30 Sep, 2001
Bleak Days Ahead as Post-9/11 Crisis Roils Travel Sector
THE global travel & tourism is confronting a bleak scenario for at least several months to come but all indications are that Thailand is still managing to hold its own – so far.
While there is general relief that the US has backed off from making a large-scale strike, there is concern about the general economic downturn and uncertainty over currency fluctuations, shifts in investments, rising oil prices, rise and falling stock markets, and other such factors, the stability of which is critical to the regular flow of travel & tourism.
Add to that the general depressed mood and the desire of both leisure and business travellers not to be away from home for long periods of time, and the situation gets even worse. The recent cancellation of the Commonwealth Heads of Government meeting, which would have been a bonanza for host-city Brisbane, is an indication of how big-ticket events are being scaled back for political, economic and security reasons
How to restore confidence in travel is set to be a major challenge.

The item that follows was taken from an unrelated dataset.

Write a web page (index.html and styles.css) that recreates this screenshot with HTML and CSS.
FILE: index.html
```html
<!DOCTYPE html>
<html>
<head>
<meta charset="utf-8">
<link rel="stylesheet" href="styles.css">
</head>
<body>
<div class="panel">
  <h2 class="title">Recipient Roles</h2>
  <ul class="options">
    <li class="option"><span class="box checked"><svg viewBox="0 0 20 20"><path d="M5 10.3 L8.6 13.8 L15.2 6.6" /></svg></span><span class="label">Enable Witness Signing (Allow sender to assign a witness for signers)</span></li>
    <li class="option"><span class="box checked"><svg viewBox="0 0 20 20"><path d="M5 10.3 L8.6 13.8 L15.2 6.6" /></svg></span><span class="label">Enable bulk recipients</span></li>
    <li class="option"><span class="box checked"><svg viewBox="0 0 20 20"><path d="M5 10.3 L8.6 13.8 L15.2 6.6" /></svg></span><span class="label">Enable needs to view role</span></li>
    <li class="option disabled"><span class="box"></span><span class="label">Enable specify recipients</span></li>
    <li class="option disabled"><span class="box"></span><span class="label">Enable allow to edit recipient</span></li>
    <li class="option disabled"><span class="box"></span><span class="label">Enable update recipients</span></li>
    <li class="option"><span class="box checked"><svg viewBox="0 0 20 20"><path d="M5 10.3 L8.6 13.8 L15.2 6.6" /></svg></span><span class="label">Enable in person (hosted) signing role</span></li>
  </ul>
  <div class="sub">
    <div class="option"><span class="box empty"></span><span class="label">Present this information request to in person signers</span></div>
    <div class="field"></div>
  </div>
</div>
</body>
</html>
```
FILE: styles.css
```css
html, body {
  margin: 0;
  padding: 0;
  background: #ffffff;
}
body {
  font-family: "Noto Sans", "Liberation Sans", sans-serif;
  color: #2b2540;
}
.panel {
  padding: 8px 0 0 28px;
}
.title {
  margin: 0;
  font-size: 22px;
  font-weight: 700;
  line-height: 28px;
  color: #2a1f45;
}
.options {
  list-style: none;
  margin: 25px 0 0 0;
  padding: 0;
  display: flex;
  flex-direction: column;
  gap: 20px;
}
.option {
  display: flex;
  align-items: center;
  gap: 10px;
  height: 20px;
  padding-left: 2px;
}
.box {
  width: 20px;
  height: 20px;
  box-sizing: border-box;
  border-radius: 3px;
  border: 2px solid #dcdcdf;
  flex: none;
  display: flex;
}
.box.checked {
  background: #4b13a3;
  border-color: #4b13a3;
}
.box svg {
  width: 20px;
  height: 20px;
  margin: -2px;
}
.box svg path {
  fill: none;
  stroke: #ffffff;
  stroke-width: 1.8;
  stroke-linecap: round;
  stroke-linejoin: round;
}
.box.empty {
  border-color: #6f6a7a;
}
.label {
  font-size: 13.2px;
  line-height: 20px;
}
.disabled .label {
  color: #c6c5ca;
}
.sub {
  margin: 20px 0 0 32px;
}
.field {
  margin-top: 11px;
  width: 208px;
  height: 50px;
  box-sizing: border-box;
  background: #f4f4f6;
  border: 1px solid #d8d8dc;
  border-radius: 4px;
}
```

While corporate leaders and mayors of some cities are taking to the skies themselves to wave the all-clear flag, it is against a background of massive industry job losses and across-the-board cost-cutting.
There is some cheer about the global economic and financial powers trying to get economic growth moving again. One good sign is the decision to go ahead with the World Trade Organisation meeting in Qatar this November. Nevertheless, many in the travel & tourism industry say that the mere fear that the US may still strike is just aggravating the uncertainty.
Continuing the trend of the past few years, Thailand is still managing to keep its head above the water, primarily because of its political, economic and social stability. Most of the media attention has focussed on Indonesia, Malaysia and the Philippines. As a result, Thailand has not been hit by any travel advisories, allowing its global salesmen to continue to pitch the product with a relatively higher degree of confidence.
While the upcoming review of visa privileges is a matter of concern, it is unlikely to hit more than a small handful of countries. In the longer term, it might work for the best by making it less easy for potential trouble-makers to come here and indulge in acts that may prove far more costly and affect arrivals from many other markets, especially those with visa-free privileges.
So far, the aviation industry has been worst affected. Boeing, Delta, United, Northwest, Lufthansa, SAS, British Airways are among the aviation companies which have announced widespread layoffs, cut routes and sought subsidies and insurance cover protection.
The laying off of United Airlines’ Thai cabin crew is only part of how far-reaching this is going to be. Royal Air Cambodge has also shut its office here. Many more such moves are expected.
The stepped up security is adding to the hassles of travelling system-wide, even though the queues at immigration and security points are down due to the general drop in travellers. Meanwhile, costs are up: Lufthansa is announcing a 25% increase just in security costs.
Related to the aviation downturn is the impact on travel agencies. In Australia, the airline Ansett Australia collapsed on Sept 13 but returned partially to the skies last week. However, it has sold its Traveland travel agency to a consortium of investors headed by technology group Internova MCI Ltd.
This will include all the 104 company-owned stores and 275 franchised stores of Traveland, one of Australia’s biggest travel agents with 750 staff and annual revenue of A$1 billion (US$490 million). Traveland’s liabilities, estimated at A$25 million, would continue to be managed by an administrator.
However, in a typical display of the secrecy surrounding such deals, Internova declined to disclose the purchase price or name the six investors in its consortium. It did say that it would integrate the Traveland operations into its existing businesses, which revolve around information technology, financial services and travel.
The hotel industry is also likely to be affected by similar ownership changes. In Thailand and other Southeast Asian countries, there has been much resistance to selling-off properties in the non-performing-loan category to investors. The pressure to do so is now likely to rise; the longer the wait, the more the assets deteriorate, devalue and depreciate, further depressing their prices.
Many hotels are also likely to be affected by the moves against money laundering. The cash-rich travel & tourism industry has been well known as a front for money laundering operations, and hotels can expect to come under increasing scrutiny.
The cruising business, widely forecast to be one of the major growth businesses in the ‘good old days’, has been hard hit with the closure of Renaissance Cruises. Other smaller cruise operations are also expected to keel over, leading to thousands more job-losses in both the operating and ship-building sectors.
The confusion in the industry is widespread. Travel agents are never sure about which products to book, as there is no certainty about who will still be in business over the next few months. Then there are the huge administrative costs related to managing cancellations, refunds, redemption of frequent traveller points.
Still, cities and national tourism organisations world-wide are trying to get business moving again through funds and subsidies. In the US, some travel agency consortiums have proposed giving the entire industry a tax-cut for an undetermined period of time to help them bring customers back.